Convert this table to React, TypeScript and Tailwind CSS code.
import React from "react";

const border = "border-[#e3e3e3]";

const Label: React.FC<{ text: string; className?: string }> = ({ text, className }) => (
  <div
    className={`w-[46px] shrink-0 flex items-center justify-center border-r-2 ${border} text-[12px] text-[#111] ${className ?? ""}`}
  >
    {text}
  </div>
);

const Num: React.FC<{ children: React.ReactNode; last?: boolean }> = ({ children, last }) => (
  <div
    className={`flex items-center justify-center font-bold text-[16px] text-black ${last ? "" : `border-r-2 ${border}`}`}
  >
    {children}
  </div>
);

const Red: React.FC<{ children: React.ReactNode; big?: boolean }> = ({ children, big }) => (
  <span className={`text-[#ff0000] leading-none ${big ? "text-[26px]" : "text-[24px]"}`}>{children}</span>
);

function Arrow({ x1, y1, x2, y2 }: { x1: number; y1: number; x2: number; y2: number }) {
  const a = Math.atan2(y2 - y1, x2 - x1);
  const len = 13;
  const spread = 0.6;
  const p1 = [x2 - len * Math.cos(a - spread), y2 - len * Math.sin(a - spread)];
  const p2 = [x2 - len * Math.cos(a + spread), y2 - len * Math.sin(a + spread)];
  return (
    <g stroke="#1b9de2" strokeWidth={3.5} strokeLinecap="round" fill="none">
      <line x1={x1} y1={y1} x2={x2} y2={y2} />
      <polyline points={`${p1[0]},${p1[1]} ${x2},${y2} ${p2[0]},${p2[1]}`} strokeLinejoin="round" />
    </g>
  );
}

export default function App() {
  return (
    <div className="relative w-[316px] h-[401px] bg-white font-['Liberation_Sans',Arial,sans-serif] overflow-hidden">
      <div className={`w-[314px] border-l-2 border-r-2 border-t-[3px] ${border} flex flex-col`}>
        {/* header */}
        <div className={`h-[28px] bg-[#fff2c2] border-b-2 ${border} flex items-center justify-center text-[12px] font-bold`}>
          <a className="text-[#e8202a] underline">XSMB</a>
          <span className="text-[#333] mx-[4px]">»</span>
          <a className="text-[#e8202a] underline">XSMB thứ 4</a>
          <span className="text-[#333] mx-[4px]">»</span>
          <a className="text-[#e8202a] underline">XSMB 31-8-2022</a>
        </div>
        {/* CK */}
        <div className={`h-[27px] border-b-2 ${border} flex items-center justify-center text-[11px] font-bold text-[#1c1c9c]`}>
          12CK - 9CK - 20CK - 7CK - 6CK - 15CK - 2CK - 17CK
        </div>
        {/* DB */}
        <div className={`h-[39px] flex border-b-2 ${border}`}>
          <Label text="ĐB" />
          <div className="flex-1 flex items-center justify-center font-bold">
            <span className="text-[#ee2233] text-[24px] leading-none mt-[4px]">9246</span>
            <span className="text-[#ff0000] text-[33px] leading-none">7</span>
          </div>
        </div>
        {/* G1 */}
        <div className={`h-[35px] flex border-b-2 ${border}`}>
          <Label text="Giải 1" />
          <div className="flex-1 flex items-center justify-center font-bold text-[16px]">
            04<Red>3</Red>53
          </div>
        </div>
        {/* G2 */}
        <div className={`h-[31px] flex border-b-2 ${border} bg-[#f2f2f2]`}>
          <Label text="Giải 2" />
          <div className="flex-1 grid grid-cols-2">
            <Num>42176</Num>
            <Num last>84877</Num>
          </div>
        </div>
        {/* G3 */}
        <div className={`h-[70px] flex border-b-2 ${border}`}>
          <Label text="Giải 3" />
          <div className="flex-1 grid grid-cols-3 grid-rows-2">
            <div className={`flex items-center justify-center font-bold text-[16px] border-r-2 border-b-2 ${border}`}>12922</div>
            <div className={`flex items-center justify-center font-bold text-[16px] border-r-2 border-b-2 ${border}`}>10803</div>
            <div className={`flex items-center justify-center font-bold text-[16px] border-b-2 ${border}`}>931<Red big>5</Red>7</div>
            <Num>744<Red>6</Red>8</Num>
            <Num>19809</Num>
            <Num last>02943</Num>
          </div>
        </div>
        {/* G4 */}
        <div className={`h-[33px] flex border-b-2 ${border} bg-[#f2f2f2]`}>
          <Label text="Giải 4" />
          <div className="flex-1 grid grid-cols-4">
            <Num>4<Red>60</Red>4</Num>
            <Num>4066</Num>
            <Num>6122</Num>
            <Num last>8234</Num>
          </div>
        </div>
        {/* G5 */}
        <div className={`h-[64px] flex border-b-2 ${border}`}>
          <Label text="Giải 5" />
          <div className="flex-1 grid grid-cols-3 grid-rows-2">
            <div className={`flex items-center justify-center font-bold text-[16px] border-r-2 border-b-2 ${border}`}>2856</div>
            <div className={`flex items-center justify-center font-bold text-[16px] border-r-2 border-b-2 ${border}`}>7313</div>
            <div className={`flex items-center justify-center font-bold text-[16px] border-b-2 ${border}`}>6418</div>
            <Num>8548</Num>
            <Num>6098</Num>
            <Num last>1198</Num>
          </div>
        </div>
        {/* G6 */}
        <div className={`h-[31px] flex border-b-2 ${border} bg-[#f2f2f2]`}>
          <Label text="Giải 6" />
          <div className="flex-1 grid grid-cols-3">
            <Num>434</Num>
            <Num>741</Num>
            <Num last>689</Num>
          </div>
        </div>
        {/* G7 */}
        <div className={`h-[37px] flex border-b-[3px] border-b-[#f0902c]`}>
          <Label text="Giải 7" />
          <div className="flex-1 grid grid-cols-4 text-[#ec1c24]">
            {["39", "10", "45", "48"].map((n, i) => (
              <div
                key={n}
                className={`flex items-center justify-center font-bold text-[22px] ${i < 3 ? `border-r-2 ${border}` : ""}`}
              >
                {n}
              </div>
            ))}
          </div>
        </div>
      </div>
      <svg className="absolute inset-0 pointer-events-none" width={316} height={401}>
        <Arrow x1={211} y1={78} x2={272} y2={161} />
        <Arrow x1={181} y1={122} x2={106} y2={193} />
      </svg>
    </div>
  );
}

------------------------------

GIVEN INSTRUCTION: Print all the data exactly.

SOLUTION TO THIS TASK:
Convert this table to React, TypeScript and Tailwind CSS code.
import React from "react";

const border = "border-[#e3e3e3]";

const Label: React.FC<{ text: string; className?: string }> = ({ text, className }) => (
  <div
    className={`w-[46px] shrink-0 flex items-center justify-center border-r-2 ${border} text-[12px] text-[#111] ${className ?? ""}`}
  >
    {text}
  </div>
);

const Num: React.FC<{ children: React.ReactNode; last?: boolean }> = ({ children, last }) => (
  <div
    className={`flex items-center justify-center font-bold text-[16px] text-black ${last ? "" : `border-r-2 ${border}`}`}
  >
    {children}
  </div>
);

const Red: React.FC<{ children: React.ReactNode; big?: boolean }> = ({ children, big }) => (
  <span className={`text-[#ff0000] leading-none ${big ? "text-[26px]" : "text-[24px]"}`}>{children}</span>
);

function Arrow({ x1, y1, x2, y2 }: { x1: number; y1: number; x2: number; y2: number }) {
  const a = Math.atan2(y2 - y1, x2 - x1);
  const len = 13;
  const spread = 0.6;
  const p1 = [x2 - len * Math.cos(a - spread), y2 - len * Math.sin(a - spread)];
  const p2 = [x2 - len * Math.cos(a + spread), y2 - len * Math.sin(a + spread)];
  return (
    <g stroke="#1b9de2" strokeWidth={3.5} strokeLinecap="round" fill="none">
      <line x1={x1} y1={y1} x2={x2} y2={y2} />
      <polyline points={`${p1[0]},${p1[1]} ${x2},${y2} ${p2[0]},${p2[1]}`} strokeLinejoin="round" />
    </g>
  );
}

export default function App() {
  return (
    <div className="relative w-[316px] h-[401px] bg-white font-['Liberation_Sans',Arial,sans-serif] overflow-hidden">
      <div className={`w-[314px] border-l-2 border-r-2 border-t-[3px] ${border} flex flex-col`}>
        {/* header */}
        <div className={`h-[28px] bg-[#fff2c2] border-b-2 ${border} flex items-center justify-center text-[12px] font-bold`}>
          <a className="text-[#e8202a] underline">XSMB</a>
          <span className="text-[#333] mx-[4px]">»</span>
          <a className="text-[#e8202a] underline">XSMB thứ 4</a>
          <span className="text-[#333] mx-[4px]">»</span>
          <a className="text-[#e8202a] underline">XSMB 31-8-2022</a>
        </div>
        {/* CK */}
        <div className={`h-[27px] border-b-2 ${border} flex items-center justify-center text-[11px] font-bold text-[#1c1c9c]`}>
          12CK - 9CK - 20CK - 7CK - 6CK - 15CK - 2CK - 17CK
        </div>
        {/* DB */}
        <div className={`h-[39px] flex border-b-2 ${border}`}>
          <Label text="ĐB" />
          <div className="flex-1 flex items-center justify-center font-bold">
            <span className="text-[#ee2233] text-[24px] leading-none mt-[4px]">9246</span>
            <span className="text-[#ff0000] text-[33px] leading-none">7</span>
          </div>
        </div>
        {/* G1 */}
        <div className={`h-[35px] flex border-b-2 ${border}`}>
          <Label text="Giải 1" />
          <div className="flex-1 flex items-center justify-center font-bold text-[16px]">
            04<Red>3</Red>53
          </div>
        </div>
        {/* G2 */}
        <div className={`h-[31px] flex border-b-2 ${border} bg-[#f2f2f2]`}>
          <Label text="Giải 2" />
          <div className="flex-1 grid grid-cols-2">
            <Num>42176</Num>
            <Num last>84877</Num>
          </div>
        </div>
        {/* G3 */}
        <div className={`h-[70px] flex border-b-2 ${border}`}>
          <Label text="Giải 3" />
          <div className="flex-1 grid grid-cols-3 grid-rows-2">
            <div className={`flex items-center justify-center font-bold text-[16px] border-r-2 border-b-2 ${border}`}>12922</div>
            <div className={`flex items-center justify-center font-bold text-[16px] border-r-2 border-b-2 ${border}`}>10803</div>
            <div className={`flex items-center justify-center font-bold text-[16px] border-b-2 ${border}`}>931<Red big>5</Red>7</div>
            <Num>744<Red>6</Red>8</Num>
            <Num>19809</Num>
            <Num last>02943</Num>
          </div>
        </div>
        {/* G4 */}
        <div className={`h-[33px] flex border-b-2 ${border} bg-[#f2f2f2]`}>
          <Label text="Giải 4" />
          <div className="flex-1 grid grid-cols-4">
            <Num>4<Red>60</Red>4</Num>
            <Num>4066</Num>
            <Num>6122</Num>
            <Num last>8234</Num>
          </div>
        </div>
        {/* G5 */}
        <div className={`h-[64px] flex border-b-2 ${border}`}>
          <Label text="Giải 5" />
          <div className="flex-1 grid grid-cols-3 grid-rows-2">
            <div className={`flex items-center justify-center font-bold text-[16px] border-r-2 border-b-2 ${border}`}>2856</div>
            <div className={`flex items-center justify-center font-bold text-[16px] border-r-2 border-b-2 ${border}`}>7313</div>
            <div className={`flex items-center justify-center font-bold text-[16px] border-b-2 ${border}`}>6418</div>
            <Num>8548</Num>
            <Num>6098</Num>
            <Num last>1198</Num>
          </div>
        </div>
        {/* G6 */}
        <div className={`h-[31px] flex border-b-2 ${border} bg-[#f2f2f2]`}>
          <Label text="Giải 6" />
          <div className="flex-1 grid grid-cols-3">
            <Num>434</Num>
            <Num>741</Num>
            <Num last>689</Num>
          </div>
        </div>
        {/* G7 */}
        <div className={`h-[37px] flex border-b-[3px] border-b-[#f0902c]`}>
          <Label text="Giải 7" />
          <div className="flex-1 grid grid-cols-4 text-[#ec1c24]">
            {["39", "10", "45", "48"].map((n, i) => (
              <div
                key={n}
                className={`flex items-center justify-center font-bold text-[22px] ${i < 3 ? `border-r-2 ${border}` : ""}`}
              >
                {n}
              </div>
            ))}
          </div>
        </div>
      </div>
      <svg className="absolute inset-0 pointer-events-none" width={316} height={401}>
        <Arrow x1={211} y1={78} x2={272} y2={161} />
        <Arrow x1={181} y1={122} x2={106} y2={193} />
      </svg>
    </div>
  );
}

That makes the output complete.